Encyclopédie de la parole

Joris Lacoste – Parlement

Archive 2020
Theatre

Concept, Encyclopédie de la parole
Composed and directed by Joris Lacoste
Collaboration, Frédéric Danos et Grégory Castéra
With Emmanuelle Lafon
General manager, Sound, Stéphane Leclercq
Produced by Echelle 1 :1
Coproduced by Fondation Cartier pour l’art contemporain (Paris) ; La Villette (Paris) ; and Festival d’Automne à Paris
In association with Théâtre de la Bastille (Paris) ; and Festival d’Automne à Paris
First performed on the 6th June 2009 at Fondation Cartier (Paris) as part of the Soirées Nomades event
Echelle 1:1 is accredited by the Ministère de la Culture et de la Communication / DRAC Île-de-France and receives financial assistance from Région Île-de-France
In partnership with France Culture

Parlement, created in 2009, the Encyclopédie de la parole’s first piece of work could conceivably be viewed as a manifest: for a living library of orality, a theatre of language exactly as it is spoken, an actor, spokesperson or carrier of words who creates mental images, and an active and constantly renewed form of listening.

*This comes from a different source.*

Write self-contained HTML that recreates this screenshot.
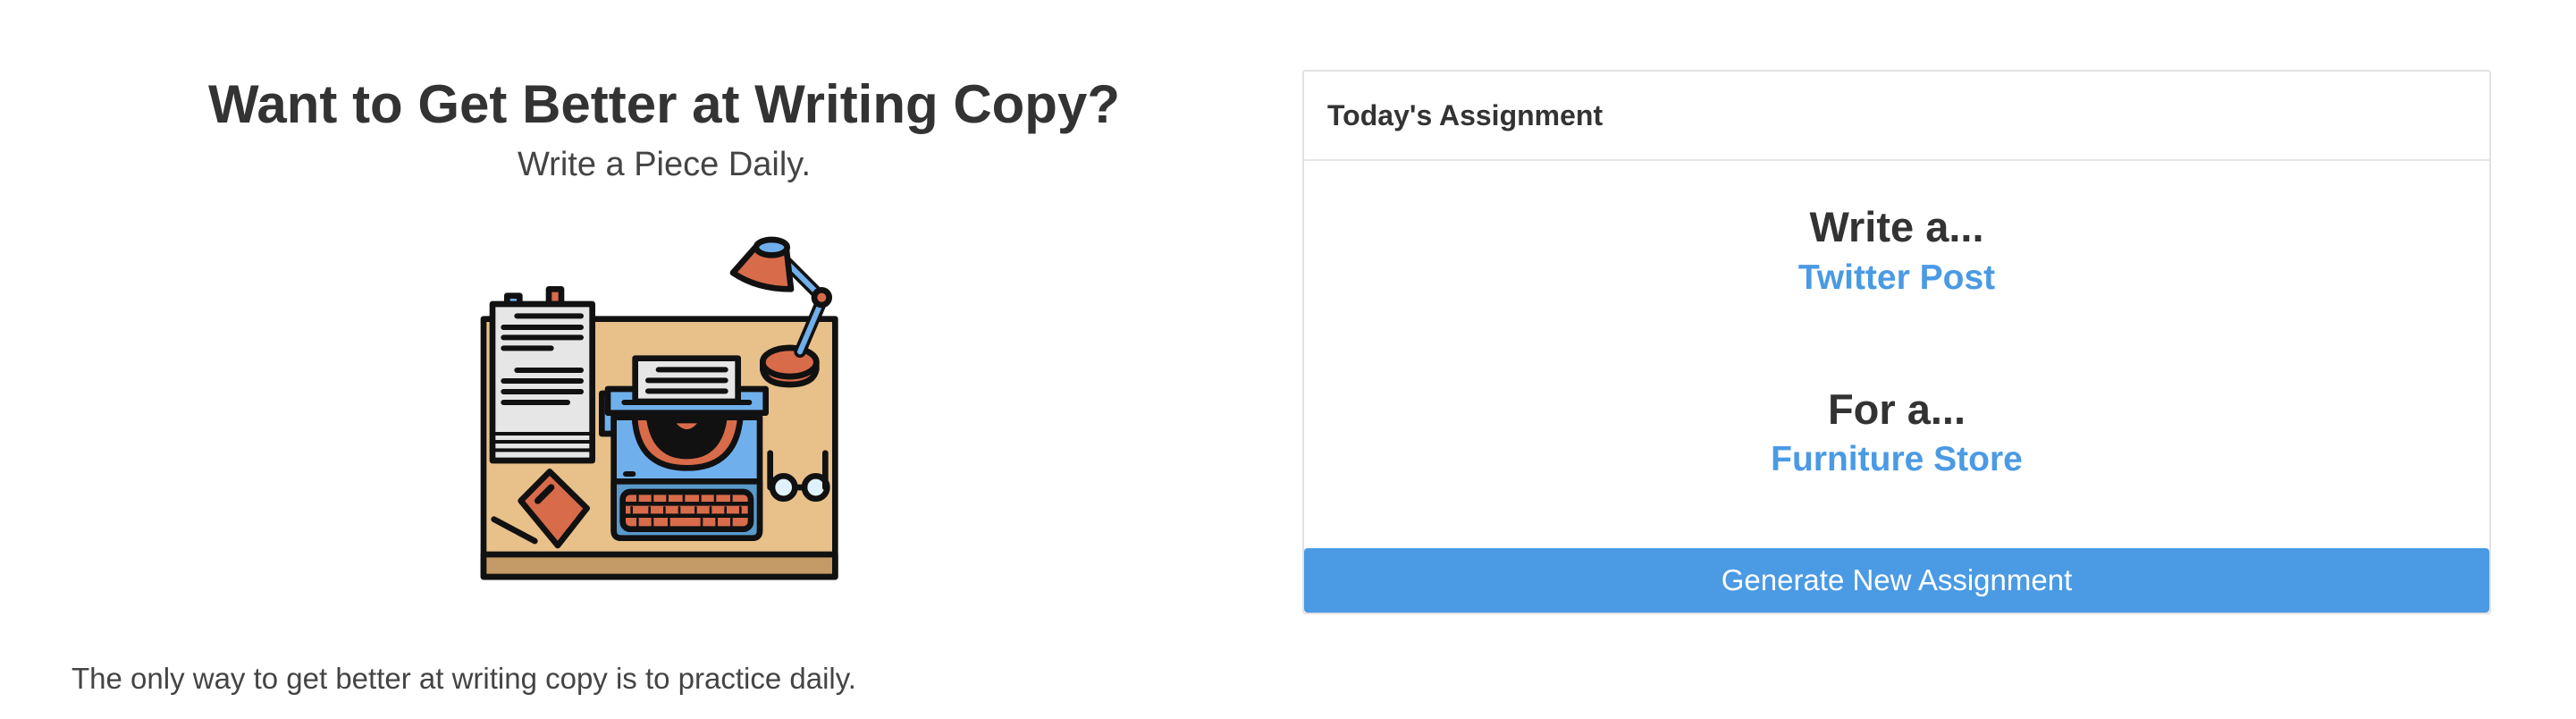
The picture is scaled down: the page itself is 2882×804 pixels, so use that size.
<!DOCTYPE html>
<html><head><meta charset="utf-8"><style>
body{margin:0;width:2882px;height:804px;background:#fff;font-family:"Liberation Sans",Arial,sans-serif;color:#333;position:relative;overflow:hidden}
.a{position:absolute;white-space:nowrap}
.card{position:absolute;left:1457px;top:78px;width:1330px;height:609px;border:2px solid #e2e2e2;border-radius:4px;box-sizing:border-box}
.hdr{position:absolute;left:0;top:0;right:0;height:98px;border-bottom:2px solid #e6e6e6}
.c{position:absolute;left:0;right:0;text-align:center}
.btn{position:absolute;left:0;right:0;bottom:0;height:72px;background:#4a9ae4;border-radius:4px;color:#fff;font-size:33px;text-align:center;line-height:72px}
</style></head><body>
<div class="a" style="left:0;width:1486px;text-align:center;top:82px;font-size:60px;font-weight:bold;color:#333">Want to Get Better at Writing Copy?</div>
<div class="a" style="left:0;width:1486px;text-align:center;top:163px;font-size:38px;color:#444">Write a Piece Daily.</div>
<div class="a" style="left:80px;top:740px;font-size:33px;color:#444">The only way to get better at writing copy is to practice daily.</div>

<svg style="position:absolute;left:480px;top:240px" width="500" height="420" viewBox="0 0 1500 1260">
<g stroke="#111" stroke-width="20" stroke-linejoin="round" stroke-linecap="round">
<rect x="183" y="350" width="1180" height="865" fill="#e8c089"/>
<rect x="183" y="1140" width="1180" height="75" fill="#c49a66"/>
<rect x="262" y="272" width="42" height="30" fill="#6fb0ec"/>
<rect x="402" y="250" width="42" height="50" fill="#d86b4a"/>
<rect x="213" y="300" width="335" height="525" fill="#e6e6e6"/>
<path d="M220 735H540M220 762H540M220 790H540" stroke-width="12"/>
<path d="M295 340H510M250 378H510M250 412H510M250 448H410M295 522H510M250 558H510M250 594H510M250 630H465" stroke-width="18"/>
<path d="M218 1022L355 1095" />
<path d="M308 960L405 862L530 985L432 1110Z" fill="#d86b4a"/>
<path d="M365 960L410 915" stroke-width="22"/>
<rect x="580" y="600" width="40" height="135" fill="#6fb0ec"/>
<path d="M620 680H1110V1060Q1110 1085 1085 1085H645Q620 1085 620 1060Z" fill="#6fb0ec"/>
<path d="M620 895H1110V1060Q1110 1085 1085 1085H645Q620 1085 620 1060Z" fill="#5a9bcc"/>
<path d="M690 680Q700 850 865 850Q1030 850 1045 680Z" fill="#d86b4a"/>
<path d="M740 690Q760 810 865 810Q970 810 990 690Z" fill="#111"/>
<path d="M830 700Q865 740 900 700Z" fill="#d86b4a" stroke="none"/>
<rect x="650" y="930" width="430" height="125" rx="25" fill="#d86b4a"/>
<path d="M650 970H1080M650 1010H1080" stroke-width="14"/>
<path d="M700 940V960M750 940V960M800 940V960M855 940V960M910 940V960M960 940V960M1015 940V960M680 982V1000M740 982V1000M790 982V1000M840 982V1000M895 982V1000M945 982V1000M995 982V1000M1045 982V1000M700 1020V1045M750 1020V1045M805 1020V1045M915 1020V1045M965 1020V1045M1015 1020V1045" stroke-width="8"/>
<path d="M660 870H685" stroke-width="18"/>
<rect x="600" y="585" width="530" height="80" fill="#6fb0ec"/>
<rect x="692" y="482" width="345" height="145" fill="#e6e6e6"/>
<path d="M770 520H995M735 556H995M735 592H995M655 630H1075" stroke-width="18"/>
<path d="M1120 495V520Q1130 570 1210 570Q1290 570 1300 520V495Z" fill="#d86b4a"/>
<ellipse cx="1210" cy="495" rx="90" ry="48" fill="#e8c089"/>
<ellipse cx="1210" cy="495" rx="90" ry="48" fill="#d86b4a"/>
<path d="M1245 460L1320 285" stroke-width="40"/>
<path d="M1245 460L1320 285" stroke="#6fb0ec" stroke-width="18"/>
<path d="M1170 130L1315 275" stroke-width="40"/>
<path d="M1170 130L1315 275" stroke="#6fb0ec" stroke-width="18"/>
<circle cx="1318" cy="278" r="25" fill="#d86b4a"/>
<path d="M1095 110L1020 195Q1100 250 1215 250L1200 120Z" fill="#d86b4a"/>
<ellipse cx="1150" cy="110" rx="52" ry="26" fill="#6fb0ec"/>
<circle cx="1190" cy="915" r="38" fill="#dff1fb"/>
<circle cx="1298" cy="915" r="38" fill="#dff1fb"/>
<path d="M1145 800V915M1330 800V915M1228 915H1260" fill="none"/>
</g></svg>

<div class="card">
<div class="hdr"><div class="a" style="left:26px;top:31px;font-size:32px;font-weight:bold;color:#333">Today's Assignment</div></div>
<div class="c" style="top:146px;font-size:47px;font-weight:bold;color:#333">Write a...</div>
<div class="c" style="top:209px;font-size:39px;font-weight:bold;color:#4a9ae4">Twitter Post</div>
<div class="c" style="top:350px;font-size:47px;font-weight:bold;color:#333">For a...</div>
<div class="c" style="top:412px;font-size:39px;font-weight:bold;color:#4a9ae4">Furniture Store</div>
<div class="btn">Generate New Assignment</div>
</div>
</body></html>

Parlement is a solo piece written for Emmanuelle Lafon based on a selection of extracts from the Encyclopédie de la parole corpus. Its score encompasses a wide variety of recordings ranging from the plea, answerphone message, political speech, poetic declamation, advert, sitcom extract, and religious preaching to that of the sports commentator… By concentrating the words of a hundred speakers in the body and voice of a single performer, Parlement produces a real-size sample of the diversity of oral forms. Proffered with neither transition nor crescendo, this sampling effect generates discourse of a transformationalist and poetic nature which makes us see images in what we hear. With Parlement, a benchmark performance of impressive simplicity and efficacy, an original form of dramaturgy specific to encyclopaedias is put in place: the sound documents, regrouped in the first instance in terms of their rhythmic and musical qualities, provide the basis for theatre writing built upon the editing and composition not of text, but sounds. Between the effects of recognition and irony of the off-beat situations, we are served up with the disturbing strangeness of our commonplace spoken words, and indeed, and of the world.